### [YOUR GOAL]
Please return the full listing below without altering anything.

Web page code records
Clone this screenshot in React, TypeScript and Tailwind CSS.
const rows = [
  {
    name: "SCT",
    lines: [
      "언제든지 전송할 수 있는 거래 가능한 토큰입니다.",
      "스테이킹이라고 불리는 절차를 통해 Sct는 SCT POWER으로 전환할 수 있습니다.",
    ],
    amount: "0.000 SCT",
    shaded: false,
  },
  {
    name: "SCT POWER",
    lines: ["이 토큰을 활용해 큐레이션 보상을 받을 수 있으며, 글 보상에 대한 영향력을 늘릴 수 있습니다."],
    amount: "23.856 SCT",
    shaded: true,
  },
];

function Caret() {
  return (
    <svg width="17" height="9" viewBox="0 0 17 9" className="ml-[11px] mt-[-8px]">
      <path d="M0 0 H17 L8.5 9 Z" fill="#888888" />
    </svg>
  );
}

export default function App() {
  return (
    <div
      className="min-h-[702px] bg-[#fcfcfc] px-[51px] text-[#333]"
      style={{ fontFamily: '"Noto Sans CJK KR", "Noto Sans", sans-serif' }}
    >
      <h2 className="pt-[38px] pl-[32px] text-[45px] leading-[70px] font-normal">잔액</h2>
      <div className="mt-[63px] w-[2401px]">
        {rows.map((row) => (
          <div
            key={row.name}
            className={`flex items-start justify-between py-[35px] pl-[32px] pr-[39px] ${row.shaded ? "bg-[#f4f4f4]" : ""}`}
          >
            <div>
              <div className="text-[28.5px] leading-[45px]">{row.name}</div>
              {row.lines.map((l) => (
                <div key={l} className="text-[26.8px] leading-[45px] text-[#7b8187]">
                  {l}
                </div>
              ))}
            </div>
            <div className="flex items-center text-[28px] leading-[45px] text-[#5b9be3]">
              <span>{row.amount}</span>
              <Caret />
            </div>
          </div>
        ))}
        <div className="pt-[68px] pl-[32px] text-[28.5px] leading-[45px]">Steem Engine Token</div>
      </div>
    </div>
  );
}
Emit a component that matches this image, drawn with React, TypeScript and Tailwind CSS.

### [EXERCISE RESPONSE]
Clone this screenshot in React, TypeScript and Tailwind CSS.
const rows = [
  {
    name: "SCT",
    lines: [
      "언제든지 전송할 수 있는 거래 가능한 토큰입니다.",
      "스테이킹이라고 불리는 절차를 통해 Sct는 SCT POWER으로 전환할 수 있습니다.",
    ],
    amount: "0.000 SCT",
    shaded: false,
  },
  {
    name: "SCT POWER",
    lines: ["이 토큰을 활용해 큐레이션 보상을 받을 수 있으며, 글 보상에 대한 영향력을 늘릴 수 있습니다."],
    amount: "23.856 SCT",
    shaded: true,
  },
];

function Caret() {
  return (
    <svg width="17" height="9" viewBox="0 0 17 9" className="ml-[11px] mt-[-8px]">
      <path d="M0 0 H17 L8.5 9 Z" fill="#888888" />
    </svg>
  );
}

export default function App() {
  return (
    <div
      className="min-h-[702px] bg-[#fcfcfc] px-[51px] text-[#333]"
      style={{ fontFamily: '"Noto Sans CJK KR", "Noto Sans", sans-serif' }}
    >
      <h2 className="pt-[38px] pl-[32px] text-[45px] leading-[70px] font-normal">잔액</h2>
      <div className="mt-[63px] w-[2401px]">
        {rows.map((row) => (
          <div
            key={row.name}
            className={`flex items-start justify-between py-[35px] pl-[32px] pr-[39px] ${row.shaded ? "bg-[#f4f4f4]" : ""}`}
          >
            <div>
              <div className="text-[28.5px] leading-[45px]">{row.name}</div>
              {row.lines.map((l) => (
                <div key={l} className="text-[26.8px] leading-[45px] text-[#7b8187]">
                  {l}
                </div>
              ))}
            </div>
            <div className="flex items-center text-[28px] leading-[45px] text-[#5b9be3]">
              <span>{row.amount}</span>
              <Caret />
            </div>
          </div>
        ))}
        <div className="pt-[68px] pl-[32px] text-[28.5px] leading-[45px]">Steem Engine Token</div>
      </div>
    </div>
  );
}
Emit a component that matches this image, drawn with React, TypeScript and Tailwind CSS.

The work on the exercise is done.